The major issue between the two governments was a $400 million payment for military equipment made by the government of the Shah of Iran, prior to the 1979 uprising that topped him. The U.S. banned delivery of the jets and other weapons amid the hostage crisis, but froze the $400 million advance payment. “The Pentagon handled arms purchases from foreign countries,” says Gary Sick, a former National Security Council official who served as the principal White House aide for Iran during the Iranian Revolution and the hostage crisis. “Defense took care of the details. So the $400 million scheduled purchase was a government-to-government transaction. The U.S. government was holding the money. That’s why it was so difficult to resolve.”

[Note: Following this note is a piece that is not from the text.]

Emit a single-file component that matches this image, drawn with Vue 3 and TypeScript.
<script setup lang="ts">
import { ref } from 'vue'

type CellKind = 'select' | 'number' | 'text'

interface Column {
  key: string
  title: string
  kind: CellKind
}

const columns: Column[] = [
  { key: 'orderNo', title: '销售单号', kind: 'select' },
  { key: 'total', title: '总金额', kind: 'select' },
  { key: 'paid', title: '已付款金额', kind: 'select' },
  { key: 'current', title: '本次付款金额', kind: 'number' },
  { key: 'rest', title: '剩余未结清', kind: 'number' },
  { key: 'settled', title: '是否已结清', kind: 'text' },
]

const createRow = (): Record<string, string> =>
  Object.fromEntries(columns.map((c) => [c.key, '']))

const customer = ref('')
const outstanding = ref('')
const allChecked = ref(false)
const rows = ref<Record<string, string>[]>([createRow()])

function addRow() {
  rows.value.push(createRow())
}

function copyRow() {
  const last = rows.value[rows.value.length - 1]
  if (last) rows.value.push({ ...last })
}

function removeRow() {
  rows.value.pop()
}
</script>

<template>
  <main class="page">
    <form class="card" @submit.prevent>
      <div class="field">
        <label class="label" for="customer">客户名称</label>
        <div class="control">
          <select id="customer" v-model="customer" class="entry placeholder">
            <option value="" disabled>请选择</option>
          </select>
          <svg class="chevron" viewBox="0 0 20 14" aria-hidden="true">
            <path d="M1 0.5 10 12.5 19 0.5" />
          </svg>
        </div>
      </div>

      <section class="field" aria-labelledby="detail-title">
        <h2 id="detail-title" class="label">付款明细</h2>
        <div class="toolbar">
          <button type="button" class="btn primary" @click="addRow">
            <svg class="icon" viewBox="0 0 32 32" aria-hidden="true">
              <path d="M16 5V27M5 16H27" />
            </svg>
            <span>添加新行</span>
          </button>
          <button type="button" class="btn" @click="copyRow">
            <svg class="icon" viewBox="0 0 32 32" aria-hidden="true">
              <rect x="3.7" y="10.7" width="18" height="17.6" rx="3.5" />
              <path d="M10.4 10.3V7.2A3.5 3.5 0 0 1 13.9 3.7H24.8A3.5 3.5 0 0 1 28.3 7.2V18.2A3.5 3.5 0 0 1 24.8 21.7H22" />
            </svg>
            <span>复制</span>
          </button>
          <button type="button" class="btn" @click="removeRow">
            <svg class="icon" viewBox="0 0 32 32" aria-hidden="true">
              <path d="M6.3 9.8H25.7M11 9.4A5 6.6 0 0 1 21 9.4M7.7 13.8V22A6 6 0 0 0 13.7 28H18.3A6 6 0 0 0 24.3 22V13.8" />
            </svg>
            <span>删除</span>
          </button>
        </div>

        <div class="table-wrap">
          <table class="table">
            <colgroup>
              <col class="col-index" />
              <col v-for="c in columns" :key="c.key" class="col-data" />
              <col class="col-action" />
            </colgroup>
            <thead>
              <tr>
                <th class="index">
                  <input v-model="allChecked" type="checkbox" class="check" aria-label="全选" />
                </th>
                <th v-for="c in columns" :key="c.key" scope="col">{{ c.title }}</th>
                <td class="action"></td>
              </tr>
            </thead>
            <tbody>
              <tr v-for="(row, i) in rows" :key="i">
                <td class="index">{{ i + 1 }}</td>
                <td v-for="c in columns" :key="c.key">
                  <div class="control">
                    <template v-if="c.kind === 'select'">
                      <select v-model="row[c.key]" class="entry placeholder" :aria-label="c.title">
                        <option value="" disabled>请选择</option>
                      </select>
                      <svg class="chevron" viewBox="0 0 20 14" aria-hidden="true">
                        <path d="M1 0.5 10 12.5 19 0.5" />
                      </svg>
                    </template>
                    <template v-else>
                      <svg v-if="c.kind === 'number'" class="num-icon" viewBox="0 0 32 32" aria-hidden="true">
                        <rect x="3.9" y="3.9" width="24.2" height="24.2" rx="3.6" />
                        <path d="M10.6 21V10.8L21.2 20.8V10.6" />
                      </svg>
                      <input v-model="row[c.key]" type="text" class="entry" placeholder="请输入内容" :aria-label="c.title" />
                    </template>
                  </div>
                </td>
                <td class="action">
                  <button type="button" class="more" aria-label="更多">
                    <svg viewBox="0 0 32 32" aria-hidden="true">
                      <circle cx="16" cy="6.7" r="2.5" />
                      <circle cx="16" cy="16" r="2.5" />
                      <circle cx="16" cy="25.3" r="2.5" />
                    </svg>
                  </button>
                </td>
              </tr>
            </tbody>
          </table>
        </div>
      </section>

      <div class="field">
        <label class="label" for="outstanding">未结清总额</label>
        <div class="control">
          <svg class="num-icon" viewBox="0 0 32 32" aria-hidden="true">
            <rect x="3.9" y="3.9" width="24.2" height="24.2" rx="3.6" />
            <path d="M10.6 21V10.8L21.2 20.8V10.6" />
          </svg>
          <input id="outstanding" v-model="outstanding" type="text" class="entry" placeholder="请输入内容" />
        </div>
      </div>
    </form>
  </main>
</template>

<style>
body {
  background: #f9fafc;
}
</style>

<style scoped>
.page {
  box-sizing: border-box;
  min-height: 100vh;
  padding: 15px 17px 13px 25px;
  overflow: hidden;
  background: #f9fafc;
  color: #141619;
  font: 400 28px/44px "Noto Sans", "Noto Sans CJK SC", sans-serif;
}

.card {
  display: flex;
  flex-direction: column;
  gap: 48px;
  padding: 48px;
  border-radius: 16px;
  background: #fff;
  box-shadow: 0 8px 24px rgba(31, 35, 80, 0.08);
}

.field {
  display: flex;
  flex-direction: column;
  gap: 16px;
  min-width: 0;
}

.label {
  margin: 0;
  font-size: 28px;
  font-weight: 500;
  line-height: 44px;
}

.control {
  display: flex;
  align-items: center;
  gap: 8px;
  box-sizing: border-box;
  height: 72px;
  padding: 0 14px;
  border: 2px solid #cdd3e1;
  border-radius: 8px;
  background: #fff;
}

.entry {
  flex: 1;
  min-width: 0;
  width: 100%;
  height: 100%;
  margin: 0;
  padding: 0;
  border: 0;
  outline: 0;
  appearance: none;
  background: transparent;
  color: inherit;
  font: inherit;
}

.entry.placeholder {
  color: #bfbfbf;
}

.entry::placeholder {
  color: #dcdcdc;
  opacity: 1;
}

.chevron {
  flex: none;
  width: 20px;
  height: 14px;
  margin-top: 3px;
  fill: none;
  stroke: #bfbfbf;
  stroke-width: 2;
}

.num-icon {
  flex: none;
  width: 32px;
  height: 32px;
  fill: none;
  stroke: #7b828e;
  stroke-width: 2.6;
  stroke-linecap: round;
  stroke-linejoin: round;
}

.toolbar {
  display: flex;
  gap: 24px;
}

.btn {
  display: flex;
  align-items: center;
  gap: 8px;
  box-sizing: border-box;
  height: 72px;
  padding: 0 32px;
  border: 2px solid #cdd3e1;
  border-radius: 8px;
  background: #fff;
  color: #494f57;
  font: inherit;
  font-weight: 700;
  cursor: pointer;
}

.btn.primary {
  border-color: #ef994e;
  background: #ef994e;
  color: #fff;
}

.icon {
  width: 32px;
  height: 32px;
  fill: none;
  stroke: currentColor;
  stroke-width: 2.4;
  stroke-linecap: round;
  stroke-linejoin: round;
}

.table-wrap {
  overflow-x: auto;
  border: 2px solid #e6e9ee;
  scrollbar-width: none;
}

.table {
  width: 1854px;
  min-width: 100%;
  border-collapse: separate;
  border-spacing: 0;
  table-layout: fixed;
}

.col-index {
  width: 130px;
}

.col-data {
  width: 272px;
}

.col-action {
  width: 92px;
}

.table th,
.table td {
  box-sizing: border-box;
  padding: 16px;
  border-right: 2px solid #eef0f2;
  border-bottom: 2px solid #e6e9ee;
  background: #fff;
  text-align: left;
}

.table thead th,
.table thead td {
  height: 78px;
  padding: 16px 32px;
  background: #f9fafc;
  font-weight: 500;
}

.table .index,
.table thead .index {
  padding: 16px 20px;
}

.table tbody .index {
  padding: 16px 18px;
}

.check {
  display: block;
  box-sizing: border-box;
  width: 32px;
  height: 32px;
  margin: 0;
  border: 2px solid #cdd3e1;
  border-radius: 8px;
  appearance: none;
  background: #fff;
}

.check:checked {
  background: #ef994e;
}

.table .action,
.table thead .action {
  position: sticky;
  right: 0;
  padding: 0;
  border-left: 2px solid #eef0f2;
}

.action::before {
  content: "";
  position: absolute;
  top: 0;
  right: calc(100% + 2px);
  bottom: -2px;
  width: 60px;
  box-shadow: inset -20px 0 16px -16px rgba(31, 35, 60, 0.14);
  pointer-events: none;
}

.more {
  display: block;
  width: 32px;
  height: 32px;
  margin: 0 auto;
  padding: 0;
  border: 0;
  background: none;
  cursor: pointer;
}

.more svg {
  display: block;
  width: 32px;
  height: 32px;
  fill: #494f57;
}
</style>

By 2015, the issue stood before a panel of nine judges, including three independent jurists, who were reportedly near a decision on binding arbitration. According to Obama administration officials, the U.S. was concerned that the tribunal would mandate an award in the multiple billions of dollars. “The Iranians wanted $10 billion,” says Sick.”I estimate that the tribunal would have awarded them $4 billion. That’s what the lawyers were saying. It’s not as much as they wanted, but a lot more than we paid.”
So instead, the U.S. negotiators convinced Iran to move the dispute from arbitration to a private settlement. The two sides reached an agreement in mid-2015, at the same time as the U.S. and Iran reached a comprehensive pact on curtailing Iran’s development of nuclear weapons. The financial deal called for the U.S. to refund $1.7 billion to Tehran, consisting of the original $400 million contract for military equipment, plus $1.3 billion in interest.